CALDWELL, Idaho — With four failed jail bond elections since 2006, Canyon County Commissioners are exploring other ways to fund a new jail that wouldn’t require a public vote.

They discussed impact fees last week, but were unclear if those could apply to a jail.

RELATED: Canyon County commissioners consider impact fees to pay for new jail, public safety improvements

Another option brought to the commissioners Monday is called annual appropriation lease structure. With this method, private investors would pay for the jail construction, and the county would lease the facility and pay back the cost over time. The county would staff and design the building.

Canyon County’s jail is consistently over the recommended capacity, at 80% full. The county owns land off Highway 20/26 and Pond Lane where commissioners have proposed to build the jail. Construction costs as of May are estimated to be $187 million.

With the annual appropriation lease structure method, the county would select a trustee, typically a bank, to act as a facilitator between the county and its investors who would fund construction.

“The trustee owns (the jail) on paper, but as long as the county is making payments, they have full rights to it,” Eric Heringer, managing director of Piper Jaffray, told commissioners at Monday’s meeting.

Commissioners are still looking at the Pond Lane property as the new jail site and haven’t considered other locations, Commissioner Tom Dale said. The current jail is near downtown Caldwell.

Dale told the Idaho Press the county is in the “very preliminary stages” of looking into the lease structure.

“We are just exploring putting everything on the table to find out if there are other financial tools to the county to build an adequate new jail,” he said.

Dale said his biggest concern with this method is that the county would have to find existing tax revenue to pay back the lease.

In his presentation, Heringer gave an interest cost estimate of 3.27% on the lease payments.

Dale said the revenue could come from growth, or from property tax revenue that will come back to the city’s budget after urban renewal districts sunset in Caldwell.

The county would need to renew the lease agreement each year, and when it is paid off, the county would own the facility.

Canyon County is not the first in Idaho to explore an annual appropriation lease structure, Heringer said. Ada County, Boise and other counties in Idaho have used the method to lease city and county facilities.

In his presentation, Heringer gave an interest cost estimate of 3.27% on the lease payments.

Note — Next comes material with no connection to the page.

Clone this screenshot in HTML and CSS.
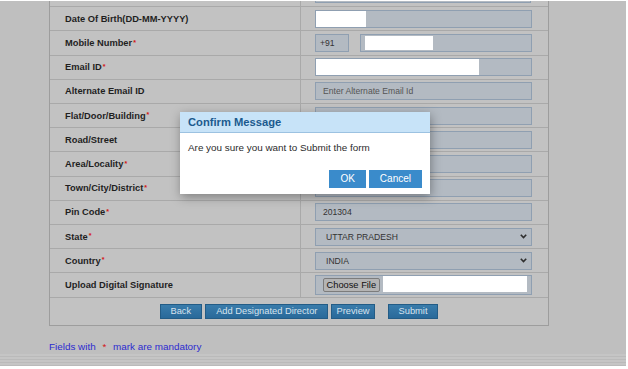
FILE: index.html
```html
<!DOCTYPE html>
<html lang="en">
<head>
    <meta charset="UTF-8">
    <title>Director Details</title>
    <link rel="stylesheet" href="styles.css">
</head>
<body>

    <div class="page">
        <div class="form">
            <div class="row row-stub">
                <div class="label"></div>
                <div class="field"><div class="input"></div></div>
            </div>
            <div class="row">
                <div class="label">Date Of Birth(DD-MM-YYYY)</div>
                <div class="field"><div class="input input-redacted"><span class="redact redact-dob"></span></div></div>
            </div>
            <div class="row">
                <div class="label">Mobile Number<span class="req">*</span></div>
                <div class="field">
                    <div class="input code">+91</div>
                    <div class="input input-mobile"><span class="redact redact-mobile"></span></div>
                </div>
            </div>
            <div class="row">
                <div class="label">Email ID<span class="req">*</span></div>
                <div class="field"><div class="input input-redacted"><span class="redact redact-email"></span></div></div>
            </div>
            <div class="row">
                <div class="label">Alternate Email ID</div>
                <div class="field"><div class="input placeholder">Enter Alternate Email Id</div></div>
            </div>
            <div class="row">
                <div class="label">Flat/Door/Building<span class="req">*</span></div>
                <div class="field"><div class="input"></div></div>
            </div>
            <div class="row">
                <div class="label">Road/Street</div>
                <div class="field"><div class="input"></div></div>
            </div>
            <div class="row">
                <div class="label">Area/Locality<span class="req">*</span></div>
                <div class="field"><div class="input"></div></div>
            </div>
            <div class="row">
                <div class="label">Town/City/District<span class="req">*</span></div>
                <div class="field"><div class="input"></div></div>
            </div>
            <div class="row">
                <div class="label">Pin Code<span class="req">*</span></div>
                <div class="field"><div class="input">201304</div></div>
            </div>
            <div class="row">
                <div class="label">State<span class="req">*</span></div>
                <div class="field">
                    <div class="input select">UTTAR PRADESH
                        <svg class="chevron" width="7" height="5" viewBox="0 0 7 5"><path d="M0.8 0.8 L3.5 3.6 L6.2 0.8" fill="none" stroke="#2e2e2e" stroke-width="1.6"/></svg>
                    </div>
                </div>
            </div>
            <div class="row">
                <div class="label">Country<span class="req">*</span></div>
                <div class="field">
                    <div class="input select">INDIA
                        <svg class="chevron" width="7" height="5" viewBox="0 0 7 5"><path d="M0.8 0.8 L3.5 3.6 L6.2 0.8" fill="none" stroke="#2e2e2e" stroke-width="1.6"/></svg>
                    </div>
                </div>
            </div>
            <div class="row">
                <div class="label">Upload Digital Signature</div>
                <div class="field">
                    <div class="input file">
                        <span class="choose">Choose File</span>
                        <span class="redact redact-file"></span>
                    </div>
                </div>
            </div>
            <div class="actions">
                <button class="btn">Back</button>
                <button class="btn">Add Designated Director</button>
                <button class="btn btn-preview">Preview</button>
                <button class="btn btn-submit">Submit</button>
            </div>
        </div>

        <p class="note">Fields with <span class="note-req">*</span> mark are mandatory</p>

        <div class="band"></div>

        <div class="dialog">
            <div class="dialog-head">Confirm Message</div>
            <div class="dialog-body">Are you sure you want to Submit the form</div>
            <div class="dialog-actions">
                <button class="dialog-btn">OK</button>
                <button class="dialog-btn">Cancel</button>
            </div>
        </div>
    </div>

</body>
</html>
```

FILE: styles.css
```css
/* Page behind the modal backdrop */
body {
    margin: 0;
    background: #fff;
    font-family: "Liberation Sans", Arial, sans-serif;
}

.page {
    position: relative;
    width: 626px;
    height: 365px;
    margin-top: 1px;
    background: #bfbfbf;
    display: flex;
    flex-direction: column;
    overflow: hidden;
}

/* Form table */
.form {
    margin-left: 49px;
    width: 500px;
    box-sizing: border-box;
    background: #c2c2c2;
    border-left: 1px solid #9d9d9d;
    border-right: 1px solid #9d9d9d;
    border-bottom: 1px solid #9d9d9d;
}

.row {
    display: flex;
    height: 24.2px;
    box-sizing: border-box;
    border-bottom: 1px solid #a9a9a9;
}

.row-stub {
    height: 6.3px;
}

.row-stub .field {
    align-items: flex-end;
    padding-bottom: 3px;
}

.row-stub .input {
    flex: none;
    width: 216px;
}

.label {
    width: 251px;
    flex: none;
    box-sizing: border-box;
    border-right: 1px solid #a9a9a9;
    padding-left: 15px;
    display: flex;
    align-items: center;
    font-size: 9.3px;
    font-weight: bold;
    color: #1f1f1f;
}

.req {
    color: #d41515;
    font-size: 7px;
    margin-left: 1px;
    position: relative;
    top: -1px;
}

.field {
    flex: 1;
    display: flex;
    align-items: center;
    gap: 11px;
    padding: 0 16px 0 14px;
}

.input {
    flex: 1;
    height: 18px;
    box-sizing: border-box;
    border: 1px solid #8f9fb1;
    background: #b3bac2;
    display: flex;
    align-items: center;
    padding-left: 7px;
    font-size: 8.6px;
    color: #333;
}

.input-redacted {
    padding-left: 0;
}

.placeholder {
    color: #555;
}

.code {
    flex: none;
    width: 34px;
    padding-left: 4px;
}

.input-mobile {
    padding-left: 4px;
}

.select {
    padding: 0 4px 0 10px;
    justify-content: space-between;
}

.file {
    height: 20px;
    padding: 0 4px 0 7px;
    gap: 3px;
    align-items: flex-start;
}

.choose {
    height: 14px;
    margin-top: 2px;
    box-sizing: border-box;
    padding: 0 2.5px;
    background: #b4b4b4;
    border: 1px solid #7c7c7c;
    border-radius: 2px;
    font-size: 9.3px;
    color: #111;
    line-height: 12px;
}

/* White blocks hiding personal data */
.redact {
    display: block;
    background: #fff;
    height: 100%;
}

.redact-dob {
    width: 50px;
}

.redact-mobile {
    width: 68px;
    height: 14px;
    margin-bottom: 1px;
}

.redact-email {
    width: 163px;
}

.redact-file {
    flex: 1;
    height: 16px;
}

/* Buttons under the table */
.actions {
    display: flex;
    justify-content: center;
    gap: 3px;
    padding: 6px 0;
}

.btn {
    height: 15px;
    box-sizing: border-box;
    padding: 0 10px;
    border: 1px solid #235c86;
    background: linear-gradient(#397cab, #29699a);
    color: #d7e3ee;
    font-family: inherit;
    font-size: 9.3px;
    line-height: 13px;
}

.btn-preview {
    padding: 0 4px;
}

.btn-submit {
    margin-left: 10px;
}

.note {
    margin: 15px 0 0 49px;
    font-size: 9.9px;
    line-height: 12px;
    color: #2b2bd0;
}

.note-req {
    color: #d41515;
    margin: 0 4px;
}

.band {
    margin-top: auto;
    height: 12px;
    background: repeating-linear-gradient(#c5c5c5 0 2px, #bababa 2px 3px);
}

/* Confirm dialog */
.dialog {
    position: absolute;
    left: 180px;
    top: 110.7px;
    width: 250px;
    height: 82.5px;
    background: #fff;
    box-shadow: 1px 3px 10px rgba(0, 0, 0, 0.35);
    display: flex;
    flex-direction: column;
}

.dialog-head {
    height: 21.6px;
    box-sizing: border-box;
    background: #c7e3f8;
    border-bottom: 1px solid #9cc2e1;
    padding-left: 8px;
    display: flex;
    align-items: center;
    font-size: 11.2px;
    font-weight: bold;
    color: #1b5a8e;
}

.dialog-body {
    padding: 9px 8px 0;
    font-size: 9.9px;
    line-height: 12px;
    color: #2b2b2b;
}

.dialog-actions {
    margin-top: auto;
    padding: 0 8px 6.7px;
    display: flex;
    justify-content: flex-end;
    gap: 3px;
}

.dialog-btn {
    height: 18px;
    padding: 0 11px;
    border: none;
    background: #3a8bcb;
    color: #fff;
    font-family: inherit;
    font-size: 10px;
}
```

Dale said the revenue could come from growth, or from property tax revenue that will come back to the city’s budget after urban renewal districts sunset in Caldwell.

The county would need to renew the lease agreement each year, and when it is paid off, the county would own the facility.

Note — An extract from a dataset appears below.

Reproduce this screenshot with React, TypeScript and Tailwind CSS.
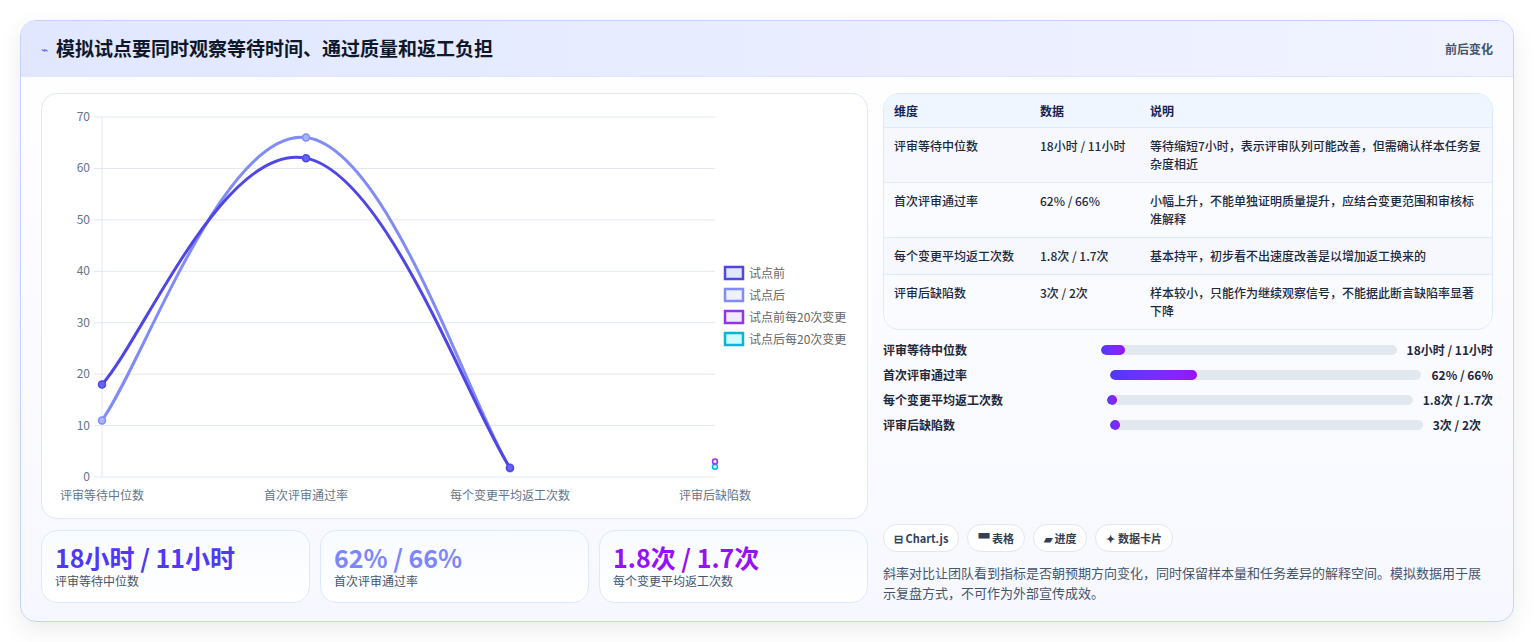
import React from 'react';

const F = '"Noto Sans CJK SC", "Noto Sans", sans-serif';

const rows = [
  { k: '评审等待中位数', v: '18小时 / 11小时', d: '等待缩短7小时，表示评审队列可能改善，但需确认样本任务复杂度相近' },
  { k: '首次评审通过率', v: '62% / 66%', d: '小幅上升，不能单独证明质量提升，应结合变更范围和审核标准解释' },
  { k: '每个变更平均返工次数', v: '1.8次 / 1.7次', d: '基本持平，初步看不出速度改善是以增加返工换来的' },
  { k: '评审后缺陷数', v: '3次 / 2次', d: '样本较小，只能作为继续观察信号，不能据此断言缺陷率显著下降' },
];

const bars = [
  { k: '评审等待中位数', v: '18小时 / 11小时', w: '8%', pad: 'pl-[218px]', pr: 'pr-0' },
  { k: '首次评审通过率', v: '62% / 66%', w: '28%', pad: 'pl-[227px]', pr: 'pr-0' },
  { k: '每个变更平均返工次数', v: '1.8次 / 1.7次', w: '3%', pad: 'pl-[224px]', pr: 'pr-0' },
  { k: '评审后缺陷数', v: '3次 / 2次', w: '3%', pad: 'pl-[227px]', pr: 'pr-[12px]' },
];

const xs = [60, 264, 468, 673];
const Y = (v: number) => 383 - (v * 360) / 70;

function curve(vals: number[]) {
  const p = vals.map((v, i) => [xs[i], Y(v)]);
  let d = `M${p[0][0]},${p[0][1]}`;
  for (let i = 0; i < p.length - 1; i++) {
    const p0 = p[i - 1] || p[i];
    const p1 = p[i];
    const p2 = p[i + 1];
    const p3 = p[i + 2] || p2;
    const t = 0.4 / 2;
    const c1 = [p1[0] + (p2[0] - p0[0]) * t, p1[1] + (p2[1] - p0[1]) * t];
    const c2 = [p2[0] - (p3[0] - p1[0]) * t, p2[1] - (p3[1] - p1[1]) * t];
    d += ` C${c1[0]},${c1[1]} ${c2[0]},${c2[1]} ${p2[0]},${p2[1]}`;
  }
  return d;
}

function Chart() {
  const before = [18, 62, 1.8];
  const after = [11, 66, 1.7];
  const labels = ['评审等待中位数', '首次评审通过率', '每个变更平均返工次数', '评审后缺陷数'];
  const legend = [
    { t: '试点前', s: '#4f46e5', f: '#e0e7ff' },
    { t: '试点后', s: '#818cf8', f: '#eef2ff' },
    { t: '试点前每20次变更', s: '#9333ea', f: '#f3e8ff' },
    { t: '试点后每20次变更', s: '#06b6d4', f: '#cffafe' },
  ];
  return (
    <svg width="827" height="426" style={{ fontFamily: F }}>
      {[0, 10, 20, 30, 40, 50, 60, 70].map(v => (
        <g key={v}>
          <line x1={52} x2={673} y1={Y(v)} y2={Y(v)} stroke="#e2e8f0" />
          <text x={48} y={Y(v) + 4} fontSize="12" fill="#64748b" textAnchor="end">{v}</text>
        </g>
      ))}
      <line x1={60} x2={60} y1={23} y2={383} stroke="#e2e8f0" />
      {labels.map((l, i) => (
        <text key={l} x={xs[i]} y={406} fontSize="12" fill="#64748b" textAnchor="middle">{l}</text>
      ))}
      <path d={curve(after)} fill="none" stroke="#818cf8" strokeWidth="3" />
      <path d={curve(before)} fill="none" stroke="#4f46e5" strokeWidth="3" />
      {after.map((v, i) => <circle key={'a' + i} cx={xs[i]} cy={Y(v)} r="3.5" fill="#a5b4fc" stroke="#818cf8" strokeWidth="1.5" />)}
      {before.map((v, i) => <circle key={'b' + i} cx={xs[i]} cy={Y(v)} r="3.5" fill="#6366f1" stroke="#4f46e5" strokeWidth="1.5" />)}
      <circle cx={673} cy={Y(2)} r="2.5" fill="#cffafe" stroke="#06b6d4" strokeWidth="1.5" />
      <circle cx={673} cy={Y(3)} r="2.5" fill="#f3e8ff" stroke="#9333ea" strokeWidth="1.5" />
      {legend.map((l, i) => (
        <g key={l.t}>
          <rect x={683} y={173 + i * 22} width={18} height={12} fill={l.f} stroke={l.s} strokeWidth="2.5" />
          <text x={707} y={184 + i * 22} fontSize="12" fill="#666">{l.t}</text>
        </g>
      ))}
    </svg>
  );
}

export default function App() {
  return (
    <div className="min-h-[642px] bg-white p-5 pb-5" style={{ fontFamily: F }}>
      <div className="rounded-2xl border border-indigo-200 bg-gradient-to-b from-white to-[#f7f8ff] shadow-[0_8px_24px_rgba(0,0,0,0.08)] overflow-hidden">
        <div className="flex items-center justify-between h-[56px] px-5 bg-gradient-to-r from-indigo-100 to-[#f1f3ff] border-b border-indigo-100">
          <div className="flex items-center gap-2">
            <span className="text-indigo-500 text-xs">⌁</span>
            <h1 className="text-[19px] font-bold text-slate-900">模拟试点要同时观察等待时间、通过质量和返工负担</h1>
          </div>
          <span className="text-xs font-semibold text-slate-600">前后变化</span>
        </div>
        <div className="flex gap-[15px] px-5 pt-4 pb-[18px]">
          <div className="w-[827px] flex flex-col gap-[11px]">
            <div className="h-[426px] rounded-2xl border border-indigo-100 bg-white overflow-hidden">
              <Chart />
            </div>
            <div className="grid grid-cols-3 gap-[10px]">
              {[
                { v: '18小时 / 11小时', k: '评审等待中位数', c: 'text-indigo-600' },
                { v: '62% / 66%', k: '首次评审通过率', c: 'text-indigo-400' },
                { v: '1.8次 / 1.7次', k: '每个变更平均返工次数', c: 'text-purple-600' },
              ].map(c => (
                <div key={c.k} className="h-[73px] rounded-2xl border border-blue-100 bg-gradient-to-b from-[#f8fbff] to-white px-[13px] pt-[10px]">
                  <div className={`text-[25px] leading-[32px] font-bold ${c.c}`}>{c.v}</div>
                  <div className="text-xs text-slate-600">{c.k}</div>
                </div>
              ))}
            </div>
          </div>
          <div className="flex-1 flex flex-col">
            <div className="rounded-2xl border border-blue-100 bg-[#f8faff] overflow-hidden text-xs">
              <div className="grid grid-cols-[146px_110px_1fr] px-[10px] h-[34px] items-center bg-[#f0f6ff] border-b border-blue-100 font-semibold text-blue-950">
                <span>维度</span><span>数据</span><span>说明</span>
              </div>
              {rows.map((r, i) => (
                <div key={r.k} className={`grid grid-cols-[146px_110px_1fr] px-[10px] py-[9px] leading-[18px] text-slate-800 font-medium ${i < 3 ? 'border-b border-blue-100' : ''} ${i % 2 === 0 ? 'bg-[#f7f8fe]' : 'bg-[#fafbff]'}`}>
                  <span>{r.k}</span><span>{r.v}</span><span>{r.d}</span>
                </div>
              ))}
            </div>
            <div className="mt-[10px] flex flex-col gap-[6px]">
              {bars.map(b => (
                <div key={b.k} className={`relative flex items-center h-[19px] text-xs font-semibold text-slate-800 ${b.pr}`}>
                  <span className="absolute left-0">{b.k}</span>
                  <div className={`flex-1 flex items-center gap-[10px] ${b.pad}`}>
                    <div className="flex-1 h-[10px] rounded-full bg-slate-200 overflow-hidden">
                      <div className="h-full rounded-full bg-gradient-to-r from-indigo-600 to-purple-600 min-w-[10px]" style={{ width: b.w }} />
                    </div>
                    <span className="font-bold whitespace-nowrap">{b.v}</span>
                  </div>
                </div>
              ))}
            </div>
            <div className="mt-auto">
              <div className="flex gap-[8px] text-[11px] font-semibold text-slate-700">
                {['⊟ Chart.js', '▀ 表格', '▰ 进度', '✦ 数据卡片'].map(t => (
                  <span key={t} className="h-[28px] px-[10px] flex items-center rounded-full border border-slate-200 bg-white">{t}</span>
                ))}
              </div>
              <p className="mt-[11px] text-[13px] leading-[20px] text-slate-600">斜率对比让团队看到指标是否朝预期方向变化，同时保留样本量和任务差异的解释空间。模拟数据用于展示复盘方式，不可作为外部宣传成效。</p>
            </div>
          </div>
        </div>
      </div>
    </div>
  );
}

Canyon County is not the first in Idaho to explore an annual appropriation lease structure, Heringer said. Ada County, Boise and other counties in Idaho have used the method to lease city and county facilities.

This structure became a legal way to fund municipal projects in a 2015 Idaho Supreme Court ruling. The court found the annual appropriation lease structure was a legal way to fund the downtown Boise convention center expansion in the Greater Boise Auditorium District.

The lack of a public vote in this method is a concern to Canyon County Commissioner Leslie Van Beek. She said the county would need to still be transparent to residents if it takes voting out of the process.

RELATED: Voters overwhelmingly reject $187 million request to build new Canyon County jail

Another funding option commissioners are exploring to fund jail construction is impact fees. In a meeting on Friday, Commissioner Pam White floated the idea. Anne Wescott with of Galena Consulting, with has consulted with several local government agencies on impact fee rates, told commissioners other counties are also interested in using impact fees for jail facilities. She said she would like to meet with county attorneys to understand the legal definition of law enforcement, which is eligible for impact fee funding, to see if the term includes corrections facilities.

Without funding for a new jail, the county has taken temporary precautions for jail overcrowding. Officials are expecting 122-bed temporary jail trailers to arrive next month to house the jail’s female inmates, thus creating space in the permanent facility.

The trailers are set to arrive between Oct. 28 and Nov. 4. Commissioners and Canyon County Sheriff Kieran Donahue have previously said the facility is intended to be temporary.

Commissioners will have another meeting to talk about jail financing alternatives with Banner Bank on Friday.